The 1 + 4 fellows received university support throughout their gap year, from an on-campus orientation prior to leaving to regular check-ins during the year with staffers at the Tisch College of Civic Life, which sponsors the program, to a retreat at Tufts after returning home in May. The goal of it all: a transformational year of learning about themselves, their passions and their place in the world.
Like most of the 1 +4 fellows in León, Barton had studied Spanish in high school, but struggled with the transition to the real-world version. She almost went without dinner one night because she mistakenly told her host father that she had already eaten. At Las Tías, the after-school program in León where she worked five days a week helping adolescents with homework and teaching English, she worried that her imperfect Spanish would hurt her credibility with the students, some of whom were only a year younger than she was.
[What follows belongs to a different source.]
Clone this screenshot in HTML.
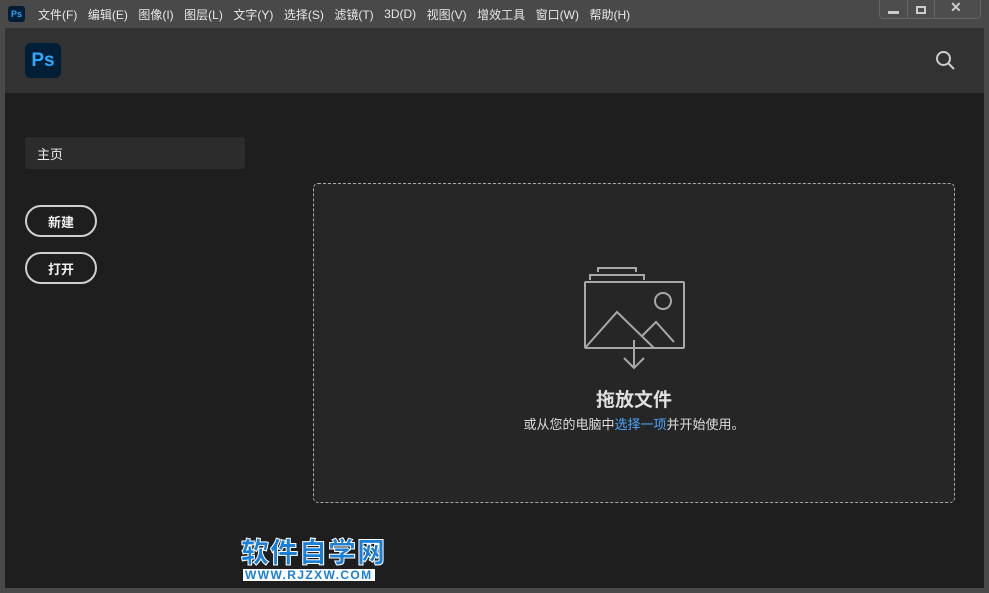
<!DOCTYPE html>
<html><head><meta charset="utf-8"><style>
*{margin:0;padding:0;box-sizing:border-box}
body{width:989px;height:593px;background:#494949;font-family:"Liberation Sans","Noto Sans CJK SC",sans-serif;position:relative;overflow:hidden}
.menu{position:absolute;top:0;left:0;height:28px;display:flex;align-items:center;font-size:12px;color:#e8e8e8}
.menu span{margin-right:10.5px}
.main{position:absolute;left:5px;top:28px;width:979px;height:560px;background:#1e1e1e}
.hdr{position:absolute;left:0;top:0;width:100%;height:65px;background:#323232}
.ps{position:absolute;background:#001e36;color:#31a8ff;font-weight:bold;display:flex;align-items:center;justify-content:center}
.btn{position:absolute;left:20px;width:72px;height:32px;border:2px solid #d0d0d0;border-radius:16px;color:#eee;font-size:13px;font-weight:bold;display:flex;align-items:center;justify-content:center}
</style></head><body>
<div class="ps" style="left:8px;top:6px;width:17px;height:16px;font-size:9px;border-radius:3px">Ps</div>
<div class="menu" style="left:38px"><span>文件(F)</span><span>编辑(E)</span><span>图像(I)</span><span>图层(L)</span><span>文字(Y)</span><span>选择(S)</span><span>滤镜(T)</span><span>3D(D)</span><span>视图(V)</span><span>增效工具</span><span>窗口(W)</span><span>帮助(H)</span></div>
<div style="position:absolute;left:879px;top:0;width:102px;height:19px;border:1px solid #666;border-top:none;border-radius:0 0 4px 4px;background:#4d4d4d">
<div style="position:absolute;left:27px;top:0;width:1px;height:18px;background:#666"></div>
<div style="position:absolute;left:54px;top:0;width:1px;height:18px;background:#666"></div>
<div style="position:absolute;left:8px;top:11px;width:11px;height:3px;background:#ccc"></div>
<div style="position:absolute;left:36px;top:6px;width:10px;height:8px;border:2px solid #ccc"></div>
<div style="position:absolute;left:70px;top:-1px;color:#ccc;font-size:14px;font-weight:bold">✕</div>
</div>
<div class="main">
<div class="hdr">
<div class="ps" style="left:20px;top:15px;width:36px;height:35px;font-size:19px;border-radius:6px">Ps</div>
<svg style="position:absolute;left:930px;top:22px" width="22" height="22" viewBox="0 0 22 22"><circle cx="8.5" cy="8.5" r="6.5" fill="none" stroke="#ccc" stroke-width="2"/><line x1="13" y1="13" x2="19" y2="19" stroke="#ccc" stroke-width="2"/></svg>
</div>
<div style="position:absolute;left:20px;top:109px;width:220px;height:32px;background:#2c2c2c;border-radius:3px;color:#eee;font-size:13px;padding:7px 12px">主页</div>
<div class="btn" style="top:177px">新建</div>
<div class="btn" style="top:224px">打开</div>
<div style="position:absolute;left:308px;top:155px;width:642px;height:320px;background:#262626;border:1px dashed #aaa;border-radius:5px">
<svg style="position:absolute;left:270px;top:82px" width="102" height="104" viewBox="0 0 102 104">
<g fill="none" stroke="#a8a8a8" stroke-width="2">
<path d="M14 6V2h38v4"/><path d="M6 14V9h54v5"/>
<rect x="1" y="16" width="99" height="66" rx="1"/>
<circle cx="79" cy="35" r="8"/>
<path d="M1 82L33 46L70 82"/><path d="M58 70L72 56L90 76"/>
<path d="M50 74V102M40 92L50 102L60 92"/>
</g></svg>
<div style="position:absolute;top:201px;width:100%;text-align:center;color:#e0e0e0;font-size:19px;font-weight:bold">拖放文件</div>
<div style="position:absolute;top:230px;width:100%;text-align:center;color:#ddd;font-size:13px">或从您的电脑中<span style="color:#4ea5ff">选择一项</span>并开始使用。</div>
</div>
<div style="position:absolute;left:236px;top:511px;color:#1a7fd6;font-size:28px;font-weight:900;line-height:28px;-webkit-text-stroke:1px #fff;letter-spacing:1px">软件自学网</div>
<div style="position:absolute;left:238px;top:541px;color:#1a7fd6;font-size:12px;font-weight:900;background:#fff;padding:0 2px;line-height:12px;letter-spacing:1.4px">WWW.RJZXW.COM</div>
</div>
</body></html>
These were new challenges for Barton. Back in Hailey, Idaho, the tall brunette with the shy smile and indirect gaze had been an excellent high school student, an accomplished ballet dancer—and a master of avoiding intimidating situations. She was not going to get away with that here.
For starters, there was her service project. As part of Tufts 1 + 4 in Nicaragua, the fellows received a $500 grant each to create a service project for the people of León, with the requirement that they get buy-in from community members and work with them every step of the way.
Barton came up with what she thought were great proposals for things she could do for Las Tías, but the organization’s leaders had other ideas. “Just give us the money,” they said. Barton understood why: Las Tías could use the cash to buy supplies for their cosmetology classes, or a computer for the office. But under the rules of the program, the money had to go toward something sustainable, so supplies didn’t count.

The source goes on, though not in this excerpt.